6.2 Model performance and challenges

Our experiments with different GAN architectures revealed various challenges in generating realistic 3D models of trees. The diversity of shapes and forms within the dataset posed challenges for unconditional models and the intricacy of details in our voxel-based approach is limited to the resolution of the voxel space. Both findings address the importance of addressing dataset variability and imbalance in training machine learning architectures for 3D object generation.

6.3 Impact of conditional training

By adopting conditional training, particularly in the case of CVAE-GAN, we were able to overcome some of the challenges we encountered in unconditional models. By providing explicit conditioning information, CVAE-GAN enabled us to better control the generation process and facilitated the production of higher-quality 3D tree outputs. This also allowed for a more nuanced exploration of the dataset’s expressive potential, aligning with our artistic and cultural motivations.

6.4 Evaluation and visual communication

Our qualitative evaluation methods, from public exhibition to survey, provided useful insights into the visual quality and communicative potential of our generated trees, and their ability to function as visual aids for exploring the broader evolution of machine learning as a component of contemporary creative workflows.

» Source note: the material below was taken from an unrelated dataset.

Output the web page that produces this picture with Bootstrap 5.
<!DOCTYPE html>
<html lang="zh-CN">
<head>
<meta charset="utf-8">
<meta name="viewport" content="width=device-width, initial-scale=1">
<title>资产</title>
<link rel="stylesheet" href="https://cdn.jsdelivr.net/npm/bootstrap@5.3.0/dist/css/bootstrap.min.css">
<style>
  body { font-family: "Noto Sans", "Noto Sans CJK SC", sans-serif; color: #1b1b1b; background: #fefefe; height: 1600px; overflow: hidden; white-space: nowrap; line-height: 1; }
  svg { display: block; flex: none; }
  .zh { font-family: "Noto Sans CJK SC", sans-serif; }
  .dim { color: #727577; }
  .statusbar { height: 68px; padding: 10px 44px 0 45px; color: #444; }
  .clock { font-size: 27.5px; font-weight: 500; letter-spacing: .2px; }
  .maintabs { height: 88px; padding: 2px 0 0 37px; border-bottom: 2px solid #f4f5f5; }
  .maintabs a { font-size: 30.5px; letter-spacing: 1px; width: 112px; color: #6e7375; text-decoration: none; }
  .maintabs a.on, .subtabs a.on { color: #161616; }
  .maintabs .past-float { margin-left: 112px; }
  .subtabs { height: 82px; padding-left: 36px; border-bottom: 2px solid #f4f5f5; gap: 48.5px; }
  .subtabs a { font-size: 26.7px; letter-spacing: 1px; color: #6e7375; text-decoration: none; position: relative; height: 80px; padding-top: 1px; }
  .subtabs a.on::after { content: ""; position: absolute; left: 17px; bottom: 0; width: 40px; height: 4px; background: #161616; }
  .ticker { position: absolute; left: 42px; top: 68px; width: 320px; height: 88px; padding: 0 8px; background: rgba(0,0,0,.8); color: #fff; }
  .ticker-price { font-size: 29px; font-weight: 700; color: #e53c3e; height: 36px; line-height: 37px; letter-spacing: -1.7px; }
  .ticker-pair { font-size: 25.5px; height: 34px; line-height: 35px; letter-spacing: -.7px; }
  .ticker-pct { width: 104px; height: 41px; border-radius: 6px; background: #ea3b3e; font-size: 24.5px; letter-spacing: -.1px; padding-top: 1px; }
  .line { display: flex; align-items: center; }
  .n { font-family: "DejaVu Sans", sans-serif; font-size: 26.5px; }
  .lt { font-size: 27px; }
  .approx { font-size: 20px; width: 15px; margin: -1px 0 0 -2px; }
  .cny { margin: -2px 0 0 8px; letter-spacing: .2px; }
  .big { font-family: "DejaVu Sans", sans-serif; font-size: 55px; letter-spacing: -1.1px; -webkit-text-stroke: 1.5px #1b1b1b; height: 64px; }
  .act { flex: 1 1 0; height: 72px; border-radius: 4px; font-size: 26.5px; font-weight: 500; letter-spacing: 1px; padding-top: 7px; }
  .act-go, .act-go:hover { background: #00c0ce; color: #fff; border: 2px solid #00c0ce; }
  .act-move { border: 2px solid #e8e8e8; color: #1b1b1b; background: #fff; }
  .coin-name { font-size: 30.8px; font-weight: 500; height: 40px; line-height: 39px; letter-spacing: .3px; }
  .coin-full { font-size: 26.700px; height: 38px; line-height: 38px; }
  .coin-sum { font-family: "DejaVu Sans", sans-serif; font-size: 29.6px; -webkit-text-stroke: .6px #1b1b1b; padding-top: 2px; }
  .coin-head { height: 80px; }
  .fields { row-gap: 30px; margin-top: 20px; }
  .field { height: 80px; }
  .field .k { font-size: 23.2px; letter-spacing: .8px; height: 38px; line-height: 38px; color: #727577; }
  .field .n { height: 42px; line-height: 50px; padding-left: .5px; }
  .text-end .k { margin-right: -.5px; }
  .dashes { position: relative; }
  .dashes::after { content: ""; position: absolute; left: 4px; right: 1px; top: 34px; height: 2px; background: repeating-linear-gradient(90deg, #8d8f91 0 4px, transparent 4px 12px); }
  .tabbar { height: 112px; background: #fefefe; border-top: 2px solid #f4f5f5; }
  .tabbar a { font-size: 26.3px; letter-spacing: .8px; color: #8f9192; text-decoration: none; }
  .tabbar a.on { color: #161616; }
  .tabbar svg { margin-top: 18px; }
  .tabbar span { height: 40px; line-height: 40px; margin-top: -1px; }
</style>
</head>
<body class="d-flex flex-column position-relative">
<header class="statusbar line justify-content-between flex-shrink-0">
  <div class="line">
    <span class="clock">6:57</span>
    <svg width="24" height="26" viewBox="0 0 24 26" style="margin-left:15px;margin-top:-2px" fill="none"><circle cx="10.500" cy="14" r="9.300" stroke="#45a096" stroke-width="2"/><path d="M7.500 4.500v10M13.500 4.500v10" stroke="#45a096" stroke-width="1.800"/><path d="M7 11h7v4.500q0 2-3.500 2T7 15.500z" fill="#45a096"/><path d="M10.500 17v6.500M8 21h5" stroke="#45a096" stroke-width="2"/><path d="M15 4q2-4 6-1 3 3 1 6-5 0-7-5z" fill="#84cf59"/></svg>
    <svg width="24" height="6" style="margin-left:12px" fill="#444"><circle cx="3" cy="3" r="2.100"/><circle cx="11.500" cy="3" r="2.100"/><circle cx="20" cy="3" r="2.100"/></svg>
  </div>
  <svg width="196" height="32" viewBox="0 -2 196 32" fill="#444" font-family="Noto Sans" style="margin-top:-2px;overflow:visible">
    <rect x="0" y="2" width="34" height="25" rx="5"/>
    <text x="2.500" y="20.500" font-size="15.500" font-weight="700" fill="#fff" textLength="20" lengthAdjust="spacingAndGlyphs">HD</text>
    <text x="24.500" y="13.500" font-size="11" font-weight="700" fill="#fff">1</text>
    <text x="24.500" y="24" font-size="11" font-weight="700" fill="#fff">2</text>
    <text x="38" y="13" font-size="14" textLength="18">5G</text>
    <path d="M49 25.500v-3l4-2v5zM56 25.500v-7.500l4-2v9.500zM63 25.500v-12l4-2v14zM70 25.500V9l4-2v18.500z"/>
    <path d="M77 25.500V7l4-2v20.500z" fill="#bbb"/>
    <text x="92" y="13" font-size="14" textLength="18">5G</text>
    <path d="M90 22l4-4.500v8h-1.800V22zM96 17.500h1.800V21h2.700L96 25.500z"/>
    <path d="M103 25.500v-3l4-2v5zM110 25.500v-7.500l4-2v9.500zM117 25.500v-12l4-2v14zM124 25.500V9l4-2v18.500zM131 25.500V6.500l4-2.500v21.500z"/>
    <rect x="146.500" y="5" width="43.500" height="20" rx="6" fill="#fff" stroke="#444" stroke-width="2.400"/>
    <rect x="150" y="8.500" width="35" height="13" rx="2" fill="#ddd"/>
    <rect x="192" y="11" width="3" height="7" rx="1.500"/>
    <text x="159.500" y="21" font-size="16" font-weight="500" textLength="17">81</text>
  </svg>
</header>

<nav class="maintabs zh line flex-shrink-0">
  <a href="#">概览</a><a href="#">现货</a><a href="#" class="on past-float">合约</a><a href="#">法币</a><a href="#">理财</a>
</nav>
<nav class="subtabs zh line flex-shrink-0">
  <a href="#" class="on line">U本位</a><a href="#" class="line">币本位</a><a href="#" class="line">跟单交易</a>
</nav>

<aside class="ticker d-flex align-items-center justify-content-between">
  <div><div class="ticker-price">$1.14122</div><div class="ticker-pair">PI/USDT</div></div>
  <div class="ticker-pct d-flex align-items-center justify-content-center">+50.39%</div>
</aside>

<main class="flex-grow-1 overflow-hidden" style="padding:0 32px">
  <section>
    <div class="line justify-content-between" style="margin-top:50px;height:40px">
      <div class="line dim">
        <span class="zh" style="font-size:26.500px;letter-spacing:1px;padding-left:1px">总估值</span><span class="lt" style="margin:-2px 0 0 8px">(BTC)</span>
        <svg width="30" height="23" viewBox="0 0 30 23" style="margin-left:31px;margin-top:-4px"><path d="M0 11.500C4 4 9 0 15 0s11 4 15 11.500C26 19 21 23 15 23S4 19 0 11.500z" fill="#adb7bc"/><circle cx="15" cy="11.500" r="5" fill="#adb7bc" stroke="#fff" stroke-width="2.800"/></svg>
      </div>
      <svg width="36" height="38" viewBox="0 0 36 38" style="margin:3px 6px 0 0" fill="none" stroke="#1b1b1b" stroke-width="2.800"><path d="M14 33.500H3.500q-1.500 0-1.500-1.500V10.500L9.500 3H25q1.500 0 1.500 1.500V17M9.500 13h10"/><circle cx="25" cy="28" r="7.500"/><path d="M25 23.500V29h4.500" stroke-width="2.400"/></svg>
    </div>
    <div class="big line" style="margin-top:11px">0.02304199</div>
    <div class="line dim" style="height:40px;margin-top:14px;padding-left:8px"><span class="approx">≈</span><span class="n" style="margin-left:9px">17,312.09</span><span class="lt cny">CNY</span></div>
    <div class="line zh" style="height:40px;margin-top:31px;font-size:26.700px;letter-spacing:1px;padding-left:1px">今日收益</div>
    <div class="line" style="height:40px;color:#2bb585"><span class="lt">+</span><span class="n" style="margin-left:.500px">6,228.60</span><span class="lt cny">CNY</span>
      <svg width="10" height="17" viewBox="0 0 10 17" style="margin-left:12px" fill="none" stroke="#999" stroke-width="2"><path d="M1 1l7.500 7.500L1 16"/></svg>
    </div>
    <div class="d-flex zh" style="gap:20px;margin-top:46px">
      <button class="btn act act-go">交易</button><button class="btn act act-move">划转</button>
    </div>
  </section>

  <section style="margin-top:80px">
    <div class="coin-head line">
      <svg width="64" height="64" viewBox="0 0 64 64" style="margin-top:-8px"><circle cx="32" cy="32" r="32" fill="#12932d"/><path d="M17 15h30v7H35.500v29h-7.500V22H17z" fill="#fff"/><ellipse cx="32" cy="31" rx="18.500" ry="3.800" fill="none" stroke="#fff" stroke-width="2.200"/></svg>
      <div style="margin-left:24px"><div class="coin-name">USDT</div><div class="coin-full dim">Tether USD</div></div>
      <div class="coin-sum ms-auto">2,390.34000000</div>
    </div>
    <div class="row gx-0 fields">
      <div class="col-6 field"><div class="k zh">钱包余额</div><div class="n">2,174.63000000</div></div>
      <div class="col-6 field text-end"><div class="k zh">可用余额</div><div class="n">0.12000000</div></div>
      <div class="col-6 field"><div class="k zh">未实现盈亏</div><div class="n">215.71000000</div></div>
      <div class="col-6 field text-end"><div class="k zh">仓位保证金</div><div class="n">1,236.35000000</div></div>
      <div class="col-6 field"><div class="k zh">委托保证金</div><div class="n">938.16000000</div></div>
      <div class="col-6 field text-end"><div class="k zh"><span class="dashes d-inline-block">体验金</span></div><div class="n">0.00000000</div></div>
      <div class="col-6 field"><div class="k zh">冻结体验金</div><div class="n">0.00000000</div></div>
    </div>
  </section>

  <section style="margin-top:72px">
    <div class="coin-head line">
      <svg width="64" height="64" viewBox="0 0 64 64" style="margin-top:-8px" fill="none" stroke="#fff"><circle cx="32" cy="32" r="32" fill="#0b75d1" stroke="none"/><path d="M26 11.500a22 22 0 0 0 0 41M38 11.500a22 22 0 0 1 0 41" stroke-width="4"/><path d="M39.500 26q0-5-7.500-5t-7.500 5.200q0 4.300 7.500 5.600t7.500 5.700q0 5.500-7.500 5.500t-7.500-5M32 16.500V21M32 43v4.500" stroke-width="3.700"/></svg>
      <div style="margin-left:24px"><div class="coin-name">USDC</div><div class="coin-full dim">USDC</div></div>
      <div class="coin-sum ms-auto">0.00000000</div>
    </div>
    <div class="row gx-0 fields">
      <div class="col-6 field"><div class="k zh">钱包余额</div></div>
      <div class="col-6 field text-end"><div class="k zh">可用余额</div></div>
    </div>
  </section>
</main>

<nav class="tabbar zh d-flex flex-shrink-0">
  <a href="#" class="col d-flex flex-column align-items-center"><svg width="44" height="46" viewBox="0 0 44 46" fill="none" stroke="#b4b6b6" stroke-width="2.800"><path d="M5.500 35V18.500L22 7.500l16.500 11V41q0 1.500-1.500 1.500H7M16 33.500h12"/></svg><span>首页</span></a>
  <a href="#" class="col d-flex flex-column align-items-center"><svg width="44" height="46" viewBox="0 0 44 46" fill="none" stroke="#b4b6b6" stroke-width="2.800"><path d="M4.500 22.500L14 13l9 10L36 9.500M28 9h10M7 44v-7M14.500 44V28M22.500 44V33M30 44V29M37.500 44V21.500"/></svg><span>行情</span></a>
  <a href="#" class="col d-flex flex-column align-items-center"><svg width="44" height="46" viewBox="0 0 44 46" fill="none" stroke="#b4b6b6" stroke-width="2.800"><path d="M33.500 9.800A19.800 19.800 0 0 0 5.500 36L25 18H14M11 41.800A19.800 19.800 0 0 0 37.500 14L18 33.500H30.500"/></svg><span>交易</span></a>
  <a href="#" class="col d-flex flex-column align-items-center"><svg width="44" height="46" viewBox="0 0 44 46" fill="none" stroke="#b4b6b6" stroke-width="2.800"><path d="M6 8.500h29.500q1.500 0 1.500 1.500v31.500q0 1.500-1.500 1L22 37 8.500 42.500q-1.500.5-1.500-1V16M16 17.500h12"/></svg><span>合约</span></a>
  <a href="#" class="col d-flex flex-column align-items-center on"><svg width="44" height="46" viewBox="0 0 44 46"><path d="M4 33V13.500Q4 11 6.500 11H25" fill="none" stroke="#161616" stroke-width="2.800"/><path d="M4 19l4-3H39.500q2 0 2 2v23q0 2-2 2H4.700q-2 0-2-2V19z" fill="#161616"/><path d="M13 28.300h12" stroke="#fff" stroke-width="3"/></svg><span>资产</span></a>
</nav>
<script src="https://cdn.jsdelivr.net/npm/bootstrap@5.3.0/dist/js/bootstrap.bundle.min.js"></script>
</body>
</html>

6.5 Future directions and potential improvements

Looking ahead, future research in this domain will most likely explore alternative model architectures as well as benefit from a wider array of dataset designs. In addition, the development of accessible interactive tools for users to manipulate and customize generated 3D models will likely further democratize and diversify the use of machine learning in artistic creation and visual communication.

In conclusion, our study offers a novel 3D dataset for machine learning as well as insights into the challenges and opportunities of using machine learning for 3D object generation. We hope that our interdisciplinary engagement with broader artistic and cultural contexts also contributes to the ongoing exploration of the impact and utility of machine learning in visual culture and expression.